An internal push to remove Xi-linked messaging amid rising discontent
Political commentator Li Muyang observed that although the removal notice referred only to “advertisements,” the language suggested a much wider scope. He described the directive as unusually broad and argued that it may reflect internal efforts to reduce Xi Jinping’s political imprint.
Su Xiaohuo added that several of Xi’s best-known political phrases appeared to be targeted, including:
- “The people are the country; the country is the people”
- “Fighting to establish the country, governing the country”
- “Loyalty that is not absolute is absolutely disloyal”
He noted that the first two were being removed most aggressively. “These are phrases ordinary people know well,” Su said. “It looks like something has happened involving Xi, though it still requires further observation.”
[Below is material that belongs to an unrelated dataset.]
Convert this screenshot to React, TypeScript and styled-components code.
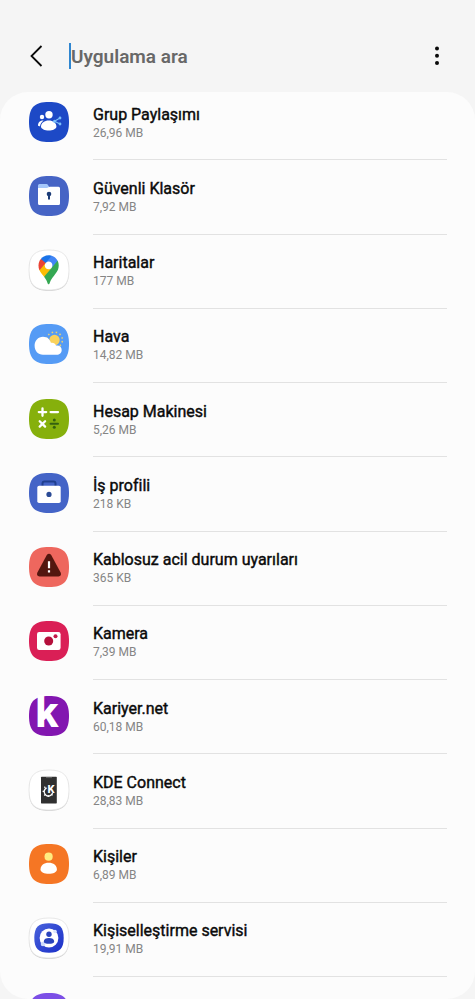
import React from "react";
import styled, { createGlobalStyle } from "styled-components";

const GlobalStyle = createGlobalStyle`
  *, *::before, *::after { box-sizing: border-box; }
  body {
    margin: 0;
    background: #f5f5f5;
    font-family: Roboto, "Liberation Sans", sans-serif;
  }
`;

const Screen = styled.div`
  display: flex;
  flex-direction: column;
  min-height: 100vh;
  background: #f5f5f5;
`;

const Header = styled.header`
  display: flex;
  align-items: center;
  height: 92px;
  padding: 20px 24px 0;
`;

const IconButton = styled.button`
  display: flex;
  align-items: center;
  justify-content: center;
  flex: none;
  width: 28px;
  height: 40px;
  padding: 0;
  border: 0;
  background: none;
  color: #0a0a0a;
  cursor: pointer;
`;

const SearchField = styled.input`
  flex: 1;
  min-width: 0;
  height: 26px;
  margin: 0 16px 0 17px;
  padding: 0;
  border: 0;
  border-left: 2px solid #2f86d0;
  outline: 0;
  background: none;
  color: #0a0a0a;
  caret-color: transparent;
  font: 600 19px Roboto, "Liberation Sans", sans-serif;

  &::placeholder {
    color: #686868;
    opacity: 1;
  }
`;

const Panel = styled.main`
  display: flex;
  flex-direction: column;
  flex: 1;
  overflow: hidden;
  border-radius: 28px;
  background: #fcfcfc;
`;

const AppList = styled.ul`
  display: grid;
  grid-auto-rows: minmax(74px, 1fr);
  flex: 1;
  margin: -6px 0 0;
  padding: 0;
  list-style: none;
`;

const Row = styled.li`
  display: flex;
  padding: 0 28px 0 29px;
`;

const IconSlot = styled.div`
  display: flex;
  align-items: center;
  flex: none;
  width: 64px;
  padding-bottom: 3px;
`;

const Details = styled.div`
  display: flex;
  flex-direction: column;
  justify-content: center;
  flex: 1;
  min-width: 0;
  border-bottom: 1px solid #e2e2e2;
`;

const Name = styled.span`
  color: #0a0a0a;
  font-size: 16px;
  line-height: 20px;
  -webkit-text-stroke: 0.4px currentColor;
`;

const Size = styled.span`
  color: #858585;
  font-size: 12px;
  line-height: 16px;
`;

const PeekRow = styled.div`
  height: 22px;
  padding: 16px 29px 0;
  overflow: hidden;
`;

const IconSvg = styled.svg`
  display: block;
  flex: none;
  overflow: visible;
`;

const SQUIRCLE = "M20 0C34.500 0 40 5.500 40 20S34.500 40 20 40 0 34.500 0 20 5.500 0 20 0Z";

function AppIcon({ bg, light, children }: { bg: string; light?: boolean; children?: React.ReactNode }) {
  return (
    <IconSvg width="40" height="40" viewBox="0 0 40 40" aria-hidden="true">
      {light && <path d={SQUIRCLE} fill="#c8c8c8" transform="translate(0 .7)" />}
      <path d={SQUIRCLE} fill={bg} stroke={light ? "#e2e2e2" : "none"} strokeWidth=".8" />
      {children}
    </IconSvg>
  );
}

const GroupSharing = () => (
  <AppIcon bg="#1d49c6">
    <circle cx="13" cy="15" r="2.200" fill="#fff" />
    <path d="M9 23.600C9 20.500 11 18.600 14.600 18.600 12.600 20 11.400 22 11 24.200 10 24.300 9 24.200 9 23.600Z" fill="#fff" />
    <circle cx="20" cy="12.700" r="3.700" fill="#fff" />
    <path d="M12 24.500C12 21 15.500 18.500 19.700 18.500S27.400 21 27.400 24.500C27.400 27 23.500 28.500 19.700 28.500S12 27 12 24.500Z" fill="#fff" />
    <path d="M31 16 25.500 19.200 31 22" fill="none" stroke="#7cc0fa" strokeWidth="1.100" />
    <g fill="#7cc0fa">
      <circle cx="31" cy="16" r="1.400" />
      <circle cx="25.500" cy="19.200" r="1.500" />
      <circle cx="31" cy="22" r="1.400" />
    </g>
  </AppIcon>
);

const SecureFolder = () => (
  <AppIcon bg="#4664c5">
    <path d="M9 14V9.500Q9 8 10.500 8H17.500Q18.500 8 19 9L20.500 11.500V14Z" fill="#a6c8fb" />
    <path d="M9 12H17.500Q19 12 19.500 11.300T21 10.700H29.500Q31 10.700 31 12.200V27.500Q31 29 29.500 29H10.500Q9 29 9 27.500Z" fill="#fff" />
    <circle cx="20" cy="18" r="2.300" fill="#1d3d78" />
    <path d="M19 18h2v5.500h-2z" fill="#1d3d78" />
  </AppIcon>
);

const Maps = () => (
  <AppIcon bg="#fff" light>
    <g transform="translate(9.500 5.300) scale(.079)">
      <path fill="#34a853" d="M70.585 271.865a370.712 370.712 0 0 1 28.911 42.642c7.374 13.982 10.448 23.463 15.837 40.31c3.305 9.308 6.292 12.086 12.714 12.086c6.998 0 10.173-4.726 12.626-12.035c5.094-15.91 9.091-28.052 15.397-39.525c12.374-22.15 27.75-41.833 42.858-60.75c4.09-5.354 30.534-36.545 42.439-61.156c0 0 14.632-27.035 14.632-64.792c0-35.318-14.43-59.813-14.43-59.813l-41.545 11.126l-25.23 66.451l-6.242 9.163l-1.248 1.66l-1.66 2.078l-2.914 3.319l-4.164 4.163l-22.467 18.304l-56.17 32.432z" />
      <path fill="#fbbc04" d="M12.612 188.892c13.709 31.313 40.145 58.839 58.031 82.995l95.001-112.534s-13.384 17.504-37.662 17.504c-27.043 0-48.89-21.595-48.89-48.825c0-18.673 11.234-31.501 11.234-31.501l-64.489 17.28z" />
      <path fill="#4285f4" d="M166.705 5.787c31.552 10.173 58.558 31.53 74.893 63.023l-75.925 90.478s11.234-13.06 11.234-31.617c0-27.864-23.463-48.68-48.81-48.68c-23.969 0-37.735 17.475-37.735 17.475v-57z" />
      <path fill="#1a73e8" d="M30.015 45.765C48.86 23.218 82.02 0 127.736 0c22.18 0 38.89 5.823 38.89 5.823L90.29 96.516H36.205z" />
      <path fill="#ea4335" d="M12.612 188.892S0 164.194 0 128.414c0-33.817 13.146-63.377 30.015-82.649l60.318 50.759z" />
    </g>
  </AppIcon>
);

const Weather = () => (
  <AppIcon bg="#559bf5">
    <circle cx="25.500" cy="16" r="7.900" fill="none" stroke="#efd26c" strokeWidth="1.500" strokeDasharray="1.500 2.636" strokeDashoffset="-1" />
    <circle cx="25.500" cy="16" r="5.200" fill="#f9d25c" />
    <path d="M14 12.800C18.500 12.800 21 15.600 21.900 18.800 24 18.200 26.500 19.400 27 21.600 30.500 21 32.700 23.200 32.700 26 32.700 28.800 30.600 30.800 27.600 30.800H14C9 30.800 5.600 26.800 5.600 21.800S9 12.800 14 12.800Z" fill="#fff" />
  </AppIcon>
);

const Calculator = () => (
  <AppIcon bg="#86b00c">
    <g fill="none" stroke="#fff" strokeWidth="2.300" strokeLinecap="round">
      <path d="M13.500 9.400v7.400M9.800 13.100h7.400M21.600 13.100h7.400M10.700 22.200l5.400 5.400M16.100 22.200l-5.400 5.400" />
    </g>
    <path d="M21.600 24.700h7.400" stroke="#35610f" strokeWidth="2" strokeLinecap="round" />
    <circle cx="25.300" cy="21" r="1.500" fill="#35610f" />
    <circle cx="25.300" cy="28.300" r="1.500" fill="#35610f" />
  </AppIcon>
);

const WorkProfile = () => (
  <AppIcon bg="#4464c7">
    <path d="M13.500 13V10.500Q13.500 8.500 15.500 8.500H24.500Q26.500 8.500 26.500 10.500V13" fill="none" stroke="#203f8f" strokeWidth="2" />
    <rect x="8.300" y="12.800" width="23.400" height="17.200" rx="1.800" fill="#fff" />
    <circle cx="20" cy="21.400" r="2.600" fill="#2b4b96" />
  </AppIcon>
);

const EmergencyAlerts = () => (
  <AppIcon bg="#ee675e">
    <path d="M17.800 8Q20 5.400 22.200 8L31.600 25.500Q33 29 29.500 29.400H10.500Q7 29 8.400 25.500Z" fill="#54160f" />
    <path d="M18.900 14.300h2.200v7h-2.200zM18.900 23.300h2.200v2.200h-2.200z" fill="#fff" />
  </AppIcon>
);

const CameraIcon = () => (
  <AppIcon bg="#da1f56">
    <rect x="8" y="11" width="23.600" height="18" rx="2.200" fill="#fff" />
    <circle cx="19.700" cy="20" r="4.500" fill="#b5103c" />
    <circle cx="26.500" cy="15.300" r="2" fill="#c3194a" />
  </AppIcon>
);

const Kariyer = () => (
  <AppIcon bg="#8216b0">
    <text x="6.500" y="31" fill="#fff" fontFamily="Roboto, sans-serif" fontWeight="800" fontSize="42">k</text>
  </AppIcon>
);

const KdeConnect = () => (
  <AppIcon bg="#fff" light>
    <rect x="12" y="6.800" width="15.800" height="26.600" rx=".6" fill="#303030" />
    <path d="M17 7.600h6" stroke="#8a8a8a" strokeWidth=".6" />
    <path d="M17.600 17.800A4.300 4.300 0 1 0 23.600 22.800" fill="none" stroke="#fff" strokeWidth="1.300" />
    <path d="M16.400 17.800 15.300 16.700M15 21.400H13.600M16.300 24.400 15.200 25.500M19.300 25.400V27M22.400 24.300 23.500 25.400" stroke="#fff" strokeWidth="1.300" />
    <text x="18.600" y="22.500" fill="#fff" fontFamily="Roboto, sans-serif" fontWeight="800" fontSize="11">K</text>
  </AppIcon>
);

const Contacts = () => (
  <AppIcon bg="#f57624">
    <circle cx="19.600" cy="12.700" r="4.100" fill="#ffec80" />
    <path d="M11.500 25.500C11.500 21.500 15 18.800 19.700 18.800S27.900 21.500 27.900 25.500C27.900 28.200 24 29.800 19.700 29.800S11.500 28.200 11.500 25.500Z" fill="#fff" />
  </AppIcon>
);

const Customization = () => (
  <AppIcon bg="#fff" light>
    <defs>
      <linearGradient id="customization-fill" x1="0" y1="0" x2="1" y2="1">
        <stop offset="0" stopColor="#4a63dc" />
        <stop offset="1" stopColor="#1a2fc8" />
      </linearGradient>
    </defs>
    <path d={SQUIRCLE} fill="url(#customization-fill)" transform="translate(5.300 5.300) scale(.735)" />
    <circle cx="20" cy="20" r="9.400" fill="#fff" />
    <circle cx="14" cy="26" r="2.300" fill="#cfdcfb" />
    <circle cx="26" cy="13.500" r="1.800" fill="#dbe5fc" />
    <circle cx="20" cy="16.300" r="2.700" fill="#2a44bd" />
    <path d="M14.800 23.300C14.800 21.200 17 20 20 20S25.200 21.200 25.200 23.300 23 25.800 20 25.800 14.800 25.400 14.800 23.300Z" fill="#2a44bd" />
  </AppIcon>
);

const apps: { name: string; size: string; Icon: () => React.ReactElement }[] = [
  { name: "Grup Paylaşımı", size: "26,96 MB", Icon: GroupSharing },
  { name: "Güvenli Klasör", size: "7,92 MB", Icon: SecureFolder },
  { name: "Haritalar", size: "177 MB", Icon: Maps },
  { name: "Hava", size: "14,82 MB", Icon: Weather },
  { name: "Hesap Makinesi", size: "5,26 MB", Icon: Calculator },
  { name: "İş profili", size: "218 KB", Icon: WorkProfile },
  { name: "Kablosuz acil durum uyarıları", size: "365 KB", Icon: EmergencyAlerts },
  { name: "Kamera", size: "7,39 MB", Icon: CameraIcon },
  { name: "Kariyer.net", size: "60,18 MB", Icon: Kariyer },
  { name: "KDE Connect", size: "28,83 MB", Icon: KdeConnect },
  { name: "Kişiler", size: "6,89 MB", Icon: Contacts },
  { name: "Kişiselleştirme servisi", size: "19,91 MB", Icon: Customization },
];

export default function App() {
  return (
    <Screen lang="tr">
      <GlobalStyle />
      <Header>
        <IconButton type="button" aria-label="Geri">
          <IconSvg width="24" height="24" viewBox="0 0 24 24" fill="none" stroke="currentColor" strokeWidth="1.800" aria-hidden="true">
            <path d="M15.500 2 5.500 12l10 10" />
          </IconSvg>
        </IconButton>
        <SearchField type="text" placeholder="Uygulama ara" aria-label="Uygulama ara" />
        <IconButton type="button" aria-label="Diğer seçenekler">
          <IconSvg width="24" height="24" viewBox="0 0 24 24" fill="currentColor" aria-hidden="true">
            <circle cx="12" cy="4.500" r="2" />
            <circle cx="12" cy="11.700" r="2" />
            <circle cx="12" cy="19" r="2" />
          </IconSvg>
        </IconButton>
      </Header>
      <Panel>
        <AppList>
          {apps.map(({ name, size, Icon }) => (
            <Row key={name}>
              <IconSlot>
                <Icon />
              </IconSlot>
              <Details>
                <Name>{name}</Name>
                <Size>{size}</Size>
              </Details>
            </Row>
          ))}
        </AppList>
        <PeekRow>
          <AppIcon bg="#7c4fe6" />
        </PeekRow>
      </Panel>
    </Screen>
  );
}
Another commentator, Li Dayu, argued that the removal orders were likely distributed across Party and government institutions at the same time and only became public because of the grain bureau leak. He said China’s economic downturn and growing public dissatisfaction had made Xi-centered propaganda politically risky. Some within the system, he suggested, now see such messaging as damaging to the Party’s broader legitimacy.
In Li Dayu’s view, the dismantling of these displays reflects a gradual erosion of Xi Jinping’s symbolic authority, though it does not necessarily point to a dramatic shift in formal power.